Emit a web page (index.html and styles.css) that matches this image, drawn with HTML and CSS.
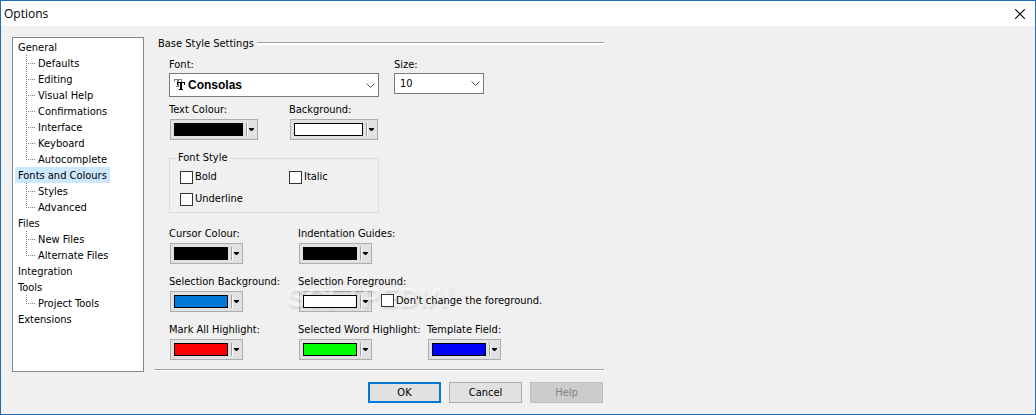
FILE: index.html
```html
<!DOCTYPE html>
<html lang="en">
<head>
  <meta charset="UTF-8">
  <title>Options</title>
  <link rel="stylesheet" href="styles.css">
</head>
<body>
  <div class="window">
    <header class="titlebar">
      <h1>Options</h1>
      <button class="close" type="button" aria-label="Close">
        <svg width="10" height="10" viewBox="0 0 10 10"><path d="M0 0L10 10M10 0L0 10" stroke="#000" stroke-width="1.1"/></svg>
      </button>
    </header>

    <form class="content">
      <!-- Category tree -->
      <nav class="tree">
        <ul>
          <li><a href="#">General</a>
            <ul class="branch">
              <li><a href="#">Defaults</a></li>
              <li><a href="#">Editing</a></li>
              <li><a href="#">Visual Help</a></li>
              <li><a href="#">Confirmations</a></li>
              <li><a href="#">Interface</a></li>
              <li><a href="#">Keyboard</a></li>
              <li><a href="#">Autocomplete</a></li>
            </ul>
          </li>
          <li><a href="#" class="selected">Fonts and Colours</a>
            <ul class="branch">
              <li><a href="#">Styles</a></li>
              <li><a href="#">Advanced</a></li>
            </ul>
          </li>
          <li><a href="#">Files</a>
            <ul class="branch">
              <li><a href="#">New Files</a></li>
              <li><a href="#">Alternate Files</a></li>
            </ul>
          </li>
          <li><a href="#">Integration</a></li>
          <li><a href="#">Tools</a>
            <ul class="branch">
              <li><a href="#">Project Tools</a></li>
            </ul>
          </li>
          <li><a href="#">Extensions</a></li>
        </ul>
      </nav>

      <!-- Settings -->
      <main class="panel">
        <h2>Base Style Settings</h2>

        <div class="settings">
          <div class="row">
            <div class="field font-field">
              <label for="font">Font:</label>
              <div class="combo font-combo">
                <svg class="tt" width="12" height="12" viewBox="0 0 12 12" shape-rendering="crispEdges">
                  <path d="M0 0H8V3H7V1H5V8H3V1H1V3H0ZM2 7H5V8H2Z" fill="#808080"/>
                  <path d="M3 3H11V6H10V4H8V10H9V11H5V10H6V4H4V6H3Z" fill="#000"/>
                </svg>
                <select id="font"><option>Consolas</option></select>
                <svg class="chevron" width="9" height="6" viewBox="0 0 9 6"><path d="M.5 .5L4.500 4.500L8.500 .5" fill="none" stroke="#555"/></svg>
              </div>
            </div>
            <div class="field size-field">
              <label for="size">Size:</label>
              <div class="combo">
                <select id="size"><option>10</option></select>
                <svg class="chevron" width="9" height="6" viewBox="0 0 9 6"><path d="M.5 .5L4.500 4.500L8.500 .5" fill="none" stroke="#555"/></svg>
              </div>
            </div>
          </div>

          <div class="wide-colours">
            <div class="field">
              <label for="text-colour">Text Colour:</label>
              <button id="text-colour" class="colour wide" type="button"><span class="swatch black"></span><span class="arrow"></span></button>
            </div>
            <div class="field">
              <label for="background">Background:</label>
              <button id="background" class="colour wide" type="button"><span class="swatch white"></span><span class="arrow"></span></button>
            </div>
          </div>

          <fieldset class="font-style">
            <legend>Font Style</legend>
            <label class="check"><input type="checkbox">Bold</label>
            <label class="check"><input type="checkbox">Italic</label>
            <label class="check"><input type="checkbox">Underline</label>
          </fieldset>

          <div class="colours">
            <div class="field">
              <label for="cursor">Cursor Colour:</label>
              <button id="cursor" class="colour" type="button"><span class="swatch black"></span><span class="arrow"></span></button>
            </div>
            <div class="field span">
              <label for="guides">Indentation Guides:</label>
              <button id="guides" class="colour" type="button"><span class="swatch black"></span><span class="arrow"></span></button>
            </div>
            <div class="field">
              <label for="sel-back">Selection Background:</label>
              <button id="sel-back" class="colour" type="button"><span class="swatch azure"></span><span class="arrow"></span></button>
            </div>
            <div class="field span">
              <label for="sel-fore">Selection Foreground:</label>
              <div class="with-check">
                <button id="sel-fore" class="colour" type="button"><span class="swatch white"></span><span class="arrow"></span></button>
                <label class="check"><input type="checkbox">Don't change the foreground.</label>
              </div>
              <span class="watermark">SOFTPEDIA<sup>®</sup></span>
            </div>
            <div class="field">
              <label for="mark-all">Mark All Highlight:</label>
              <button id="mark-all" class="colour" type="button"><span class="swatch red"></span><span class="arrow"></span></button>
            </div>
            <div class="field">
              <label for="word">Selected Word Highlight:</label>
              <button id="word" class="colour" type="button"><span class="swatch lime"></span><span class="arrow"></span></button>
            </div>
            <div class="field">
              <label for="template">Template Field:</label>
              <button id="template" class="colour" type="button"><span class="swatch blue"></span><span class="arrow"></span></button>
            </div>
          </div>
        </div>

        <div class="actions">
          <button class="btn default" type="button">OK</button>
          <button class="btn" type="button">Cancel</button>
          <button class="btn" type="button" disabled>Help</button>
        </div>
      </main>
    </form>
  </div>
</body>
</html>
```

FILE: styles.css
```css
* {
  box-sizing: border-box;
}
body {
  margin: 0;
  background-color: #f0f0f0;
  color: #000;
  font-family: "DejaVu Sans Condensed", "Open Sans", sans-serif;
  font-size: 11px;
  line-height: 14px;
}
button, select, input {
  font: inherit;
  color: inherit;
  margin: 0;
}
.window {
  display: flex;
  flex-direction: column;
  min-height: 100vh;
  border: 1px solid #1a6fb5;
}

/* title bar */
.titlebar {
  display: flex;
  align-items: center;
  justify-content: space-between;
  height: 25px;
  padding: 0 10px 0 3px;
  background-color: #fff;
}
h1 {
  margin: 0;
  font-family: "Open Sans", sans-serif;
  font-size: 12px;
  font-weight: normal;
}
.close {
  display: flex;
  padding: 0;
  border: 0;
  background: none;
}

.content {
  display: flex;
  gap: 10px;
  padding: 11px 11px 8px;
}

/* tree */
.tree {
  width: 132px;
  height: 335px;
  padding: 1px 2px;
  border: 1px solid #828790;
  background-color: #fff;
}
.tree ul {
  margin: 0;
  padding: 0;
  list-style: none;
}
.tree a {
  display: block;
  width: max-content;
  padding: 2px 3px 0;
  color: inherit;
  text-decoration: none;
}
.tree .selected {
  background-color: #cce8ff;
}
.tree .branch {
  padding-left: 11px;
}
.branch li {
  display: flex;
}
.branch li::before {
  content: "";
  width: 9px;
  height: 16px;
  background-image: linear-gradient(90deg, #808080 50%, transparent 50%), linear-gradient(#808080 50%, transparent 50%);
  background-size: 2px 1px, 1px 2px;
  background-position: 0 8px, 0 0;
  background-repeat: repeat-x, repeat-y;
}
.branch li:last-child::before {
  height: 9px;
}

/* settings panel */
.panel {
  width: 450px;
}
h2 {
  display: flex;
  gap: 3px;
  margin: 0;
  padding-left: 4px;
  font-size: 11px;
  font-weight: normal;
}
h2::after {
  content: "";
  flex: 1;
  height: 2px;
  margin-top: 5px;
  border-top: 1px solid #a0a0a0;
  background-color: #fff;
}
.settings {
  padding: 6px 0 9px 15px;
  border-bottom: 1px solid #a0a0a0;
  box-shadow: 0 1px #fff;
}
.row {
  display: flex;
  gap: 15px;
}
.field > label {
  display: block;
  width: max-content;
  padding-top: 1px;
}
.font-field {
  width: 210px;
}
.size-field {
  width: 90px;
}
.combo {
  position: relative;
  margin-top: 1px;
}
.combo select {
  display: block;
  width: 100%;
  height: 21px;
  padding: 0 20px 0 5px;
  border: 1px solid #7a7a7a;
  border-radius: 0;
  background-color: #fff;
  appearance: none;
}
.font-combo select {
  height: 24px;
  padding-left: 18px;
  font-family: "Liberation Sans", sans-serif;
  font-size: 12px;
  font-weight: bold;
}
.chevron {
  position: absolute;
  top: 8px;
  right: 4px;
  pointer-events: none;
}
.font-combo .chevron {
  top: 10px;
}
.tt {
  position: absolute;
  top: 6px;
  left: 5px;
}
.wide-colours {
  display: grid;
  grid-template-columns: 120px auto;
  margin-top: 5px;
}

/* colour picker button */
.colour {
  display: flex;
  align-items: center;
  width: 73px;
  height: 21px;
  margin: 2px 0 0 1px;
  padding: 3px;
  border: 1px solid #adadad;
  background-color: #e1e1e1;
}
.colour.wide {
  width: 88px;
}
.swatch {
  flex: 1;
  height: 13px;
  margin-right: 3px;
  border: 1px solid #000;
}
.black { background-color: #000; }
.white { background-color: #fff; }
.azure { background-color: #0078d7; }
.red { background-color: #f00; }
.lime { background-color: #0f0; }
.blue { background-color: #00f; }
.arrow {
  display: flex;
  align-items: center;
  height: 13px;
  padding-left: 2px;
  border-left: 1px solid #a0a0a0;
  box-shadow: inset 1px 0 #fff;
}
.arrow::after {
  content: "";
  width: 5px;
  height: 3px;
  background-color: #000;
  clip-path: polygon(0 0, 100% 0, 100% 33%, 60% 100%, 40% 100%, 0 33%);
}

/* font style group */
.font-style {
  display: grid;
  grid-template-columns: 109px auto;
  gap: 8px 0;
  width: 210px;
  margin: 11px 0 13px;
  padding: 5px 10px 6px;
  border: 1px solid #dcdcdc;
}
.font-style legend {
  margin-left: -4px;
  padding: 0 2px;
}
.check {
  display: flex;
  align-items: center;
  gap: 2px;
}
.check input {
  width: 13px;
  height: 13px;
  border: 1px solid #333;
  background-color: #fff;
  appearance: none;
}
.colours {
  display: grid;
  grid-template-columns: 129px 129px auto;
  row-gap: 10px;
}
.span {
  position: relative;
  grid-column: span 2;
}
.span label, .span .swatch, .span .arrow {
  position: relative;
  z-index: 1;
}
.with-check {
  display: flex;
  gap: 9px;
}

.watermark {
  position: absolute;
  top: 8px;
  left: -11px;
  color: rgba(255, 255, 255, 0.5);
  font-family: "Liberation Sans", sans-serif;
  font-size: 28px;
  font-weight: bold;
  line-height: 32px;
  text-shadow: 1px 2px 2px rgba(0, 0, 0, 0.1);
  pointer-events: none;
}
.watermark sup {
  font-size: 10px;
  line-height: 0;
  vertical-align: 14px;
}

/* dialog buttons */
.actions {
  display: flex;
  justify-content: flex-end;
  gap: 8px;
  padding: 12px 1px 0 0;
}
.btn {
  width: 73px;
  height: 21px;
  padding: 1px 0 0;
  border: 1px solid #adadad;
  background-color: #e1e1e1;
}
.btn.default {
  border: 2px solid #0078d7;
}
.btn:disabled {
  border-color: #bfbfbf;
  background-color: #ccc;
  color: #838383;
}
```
* * *
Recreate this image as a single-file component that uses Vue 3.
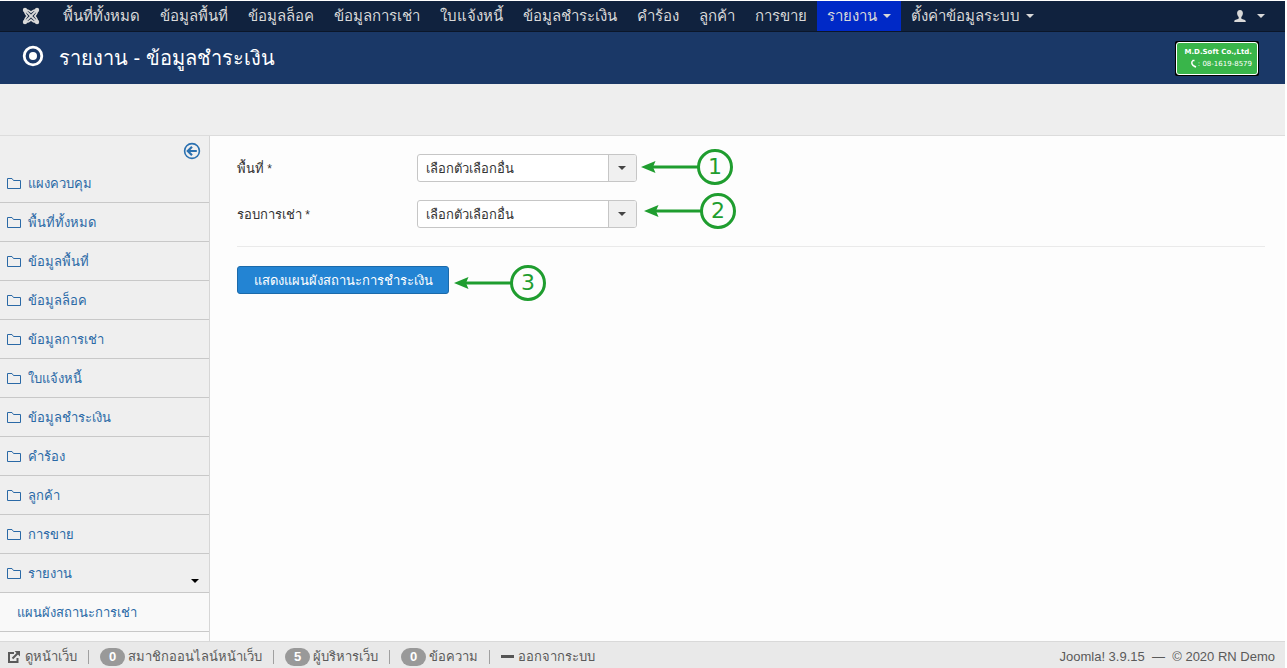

Do this: Scan the entries above. Copy each line that has the string "with".

The answer:
Emit a web page (index.html and styles.css) that matches this image, drawn with HTML and CSS.
              <div class="with-check">
.with-check {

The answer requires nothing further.